親が「要支援」になったら知っておきたい。ケアプラン作成費「無料」の秘密と手続きのルール

親御さんの介護認定の結果通知が届き、「要支援」という判定が出たとき、ホッとしたような、これからどうすれば良いのか不安なような、複雑な気持ちになる方も多いのではないでしょうか。

「まだ本格的な介護ではないけれど、少し手助けが必要」
そんな状態を支えるために、さまざまなサービスを利用することになりますが、そこで気になるのが「お金」と「手続き」のことです。

今回は、意外と知られていない「ケアプラン作成の費用」に関する嬉しい事実と、将来もし老人ホームなどに入所することになった場合の「担当地域のルール」についてお話しします。

目次

ケアプラン作成にかかる費用は、まさかの「0円」

介護サービスを利用するためには、「どんなサービスを、週に何回使うか」という計画書(ケアプラン)を作成する必要があります。

「専門家に計画を作ってもらうなんて、相談料や作成料がかかるのでは?」
「介護サービス利用料みたいに、1割か2割は自己負担するんでしょ?」

そう思われている方が非常に多いのですが、実はこれ、大きな誤解です。

ケアプランの作成費用は、全額が介護保険から支払われるため、利用者負担は「0円」です。

これは、要介護の方(居宅介護支援)も、要支援の方(介護予防ケアマネジメント)も同じです。「お金がかかるから相談しづらい」ということがないよう、計画作りに関しては利用者負担が発生しない仕組みになっているのです。

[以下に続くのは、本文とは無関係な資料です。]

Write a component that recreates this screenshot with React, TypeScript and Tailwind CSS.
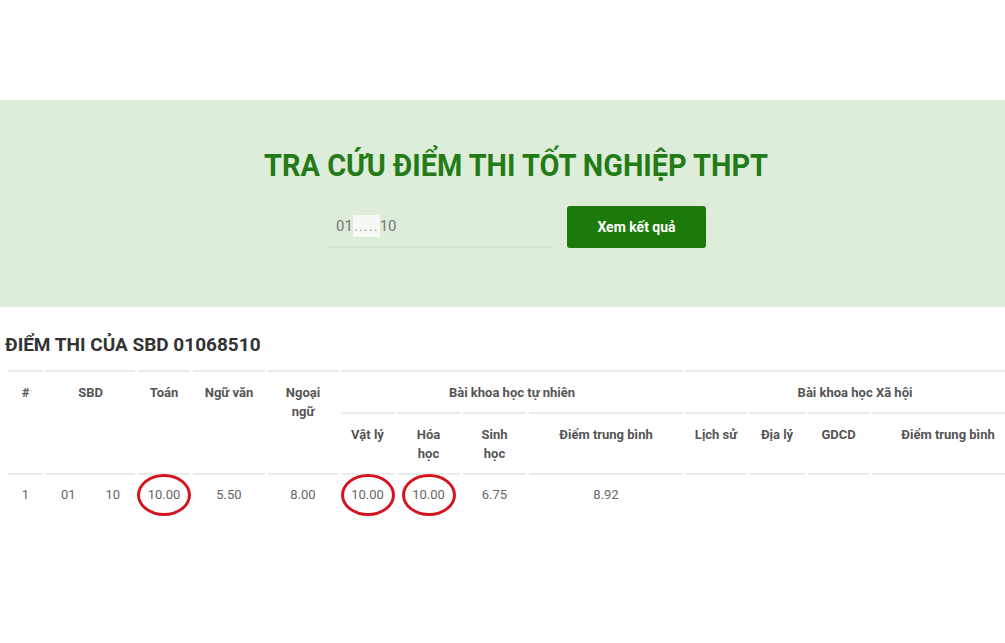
import React from "react";

const Circle = () => (
  <span className="pointer-events-none absolute left-1/2 top-1/2 h-[42px] w-[54px] -translate-x-1/2 -translate-y-1/2 rounded-[50%] border-[3px] border-[#d4141f]" />
);

const th = "border-t-2 border-[#e9ecea] text-center align-top font-bold text-[#555] text-[13px] leading-[19px]";
const td = "border-t-2 border-[#e9ecea] text-center align-top text-[#666] text-[13px] leading-[19px] pt-[10px] pb-[10px]";

export default function App() {
  return (
    <div className="w-[1005px] h-[643px] overflow-hidden bg-white" style={{ fontFamily: "Roboto, 'Noto Sans', sans-serif" }}>
      <div className="h-[100px]" />
      <div className="h-[207px] bg-[#deedd9] flex flex-col items-center pl-[28px]">
        <h1 className="mt-[47px] text-[31px] leading-[38px] font-bold text-[#237b18] scale-x-[0.933] whitespace-nowrap">
          TRA CỨU ĐIỂM THI TỐT NGHIỆP THPT
        </h1>
        <div className="mt-[21px] flex items-end gap-[14px]">
          <div className="w-[226px] h-[42px] border-b-2 border-[#d3e4ce] flex items-center pl-[9px] text-[15px] text-[#777]">
            <span>01</span>
            <span className="bg-[#f6f9f5] text-[#999] tracking-[1px] px-[1px]">.....</span>
            <span>10</span>
          </div>
          <button className="w-[139px] h-[42px] rounded-[3px] bg-[#1c7a0b] text-white text-[14px] font-bold">
            Xem kết quả
          </button>
        </div>
      </div>
      <div className="pl-[5px] pt-[26px]">
        <h2 className="text-[19px] leading-[24px] font-bold text-[#333]">ĐIỂM THI CỦA SBD 01068510</h2>
        <table className="mt-[13px] table-fixed border-separate border-spacing-x-[3px] border-spacing-y-0 w-[1022px]">
          <colgroup>
            <col className="w-[35px]" />
            <col className="w-[89px]" />
            <col className="w-[52px]" />
            <col className="w-[72px]" />
            <col className="w-[70px]" />
            <col className="w-[53px]" />
            <col className="w-[63px]" />
            <col className="w-[63px]" />
            <col className="w-[154px]" />
            <col className="w-[60px]" />
            <col className="w-[56px]" />
            <col className="w-[61px]" />
            <col className="w-[152px]" />
          </colgroup>
          <thead>
            <tr>
              <th rowSpan={2} className={`${th} pt-[11px]`}>#</th>
              <th rowSpan={2} className={`${th} pt-[11px]`}>SBD</th>
              <th rowSpan={2} className={`${th} pt-[11px]`}>Toán</th>
              <th rowSpan={2} className={`${th} pt-[11px]`}>Ngữ văn</th>
              <th rowSpan={2} className={`${th} pt-[11px] px-[16px]`}>Ngoại ngữ</th>
              <th colSpan={4} className={`${th} pt-[11px] pb-[10px]`}>Bài khoa học tự nhiên</th>
              <th colSpan={4} className={`${th} pt-[11px] pb-[10px]`}>Bài khoa học Xã hội</th>
            </tr>
            <tr>
              <th className={`${th} pt-[11px] pb-[10px]`}>Vật lý</th>
              <th className={`${th} pt-[11px] pb-[10px] px-[16px]`}>Hóa học</th>
              <th className={`${th} pt-[11px] pb-[10px] px-[16px]`}>Sinh học</th>
              <th className={`${th} pt-[11px] pb-[10px]`}>Điểm trung bình</th>
              <th className={`${th} pt-[11px] pb-[10px]`}>Lịch sử</th>
              <th className={`${th} pt-[11px] pb-[10px]`}>Địa lý</th>
              <th className={`${th} pt-[11px] pb-[10px]`}>GDCD</th>
              <th className={`${th} pt-[11px] pb-[10px]`}>Điểm trung bình</th>
            </tr>
          </thead>
          <tbody>
            <tr>
              <td className={td}>1</td>
              <td className={td}>
                <span>01</span>
                <span className="inline-block w-[30px]" />
                <span>10</span>
              </td>
              <td className={`${td} relative`}>10.00<Circle /></td>
              <td className={td}>5.50</td>
              <td className={td}>8.00</td>
              <td className={`${td} relative`}>10.00<Circle /></td>
              <td className={`${td} relative`}>10.00<Circle /></td>
              <td className={td}>6.75</td>
              <td className={td}>8.92</td>
              <td className={td}></td>
              <td className={td}></td>
              <td className={td}></td>
              <td className={td}></td>
            </tr>
          </tbody>
        </table>
      </div>
    </div>
  );
}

ですから、「最近、親の足腰が弱ってきたな」と感じたら、費用の心配をせずに、まずは専門家に相談してプランを作ってもらうことをおすすめします。

相談窓口は「病院」ではなく「地域包括支援センター」

では、その「無料のケアプラン」はどこで作ってもらえるのでしょうか?

要支援の方、あるいは「まだ認定は受けていないけれど生活機能が低下している方(基本チェックリスト該当者)」の相談窓口は、お住まいの地域の「地域包括支援センター」になります。

地域包括支援センターは、高齢者のよろず相談所のような場所です。ここでは、保健師や社会福祉士などの専門職が中心となって、皆さんの「介護予防ケアマネジメント」を行ってくれます。医療機関(病院)ではありませんのでご注意ください。

遠くの施設に入居した場合、担当は誰になる?

将来的に、親御さんがご自宅を離れて、「サービス付き高齢者向け住宅」や「有料老人ホーム」などの施設に入居されるケースもあるかもしれません。その際、住所を施設のある街に移すことも少なくありません。

ここで少しややこしいのが、「誰がケアプランの面倒を見てくれるのか」という問題です。

通常、介護保険には「住所地特例」という少し特殊なルールがあり、施設に入所して住所を移しても、保険料を払う相手(保険者)は「元々住んでいた市町村」のままになることがあります。

しかし、要支援の方が利用する「介護予防ケアマネジメント(総合事業)」に関しては、「施設がある場所の市町村」が責任を持って担当するというルールになっています。

つまり、「施設に入って住所を移したら、その街の地域包括支援センターや役所が、新しい相談先になる」と覚えておいてください。

引っ越し前には必ず相談を

このように、施設への入所や転居を伴う場合は、担当する役所や相談窓口が切り替わることがあります。
「引っ越したけれど、誰に相談していいかわからない」と空白期間ができないよう、住所を移す際は、現在お世話になっている地域包括支援センターに「〇〇市の施設に移る予定です」と早めに相談しておきましょう。

まとめ:プロを頼るのにお金はいらない

  • ケアプランの作成費用は無料(自己負担ゼロ)
  • 相談先は、地域の「地域包括支援センター」
  • 施設に入居して住所を移すと、その街の役所が担当になる。

介護や支援の入り口である「計画作成」には、お金の壁はありません。
「まだ大丈夫かな」と我慢せず、プロの力を借りて、親御さんが元気なうちから自立した生活を長く続けられるような環境を整えていきましょう。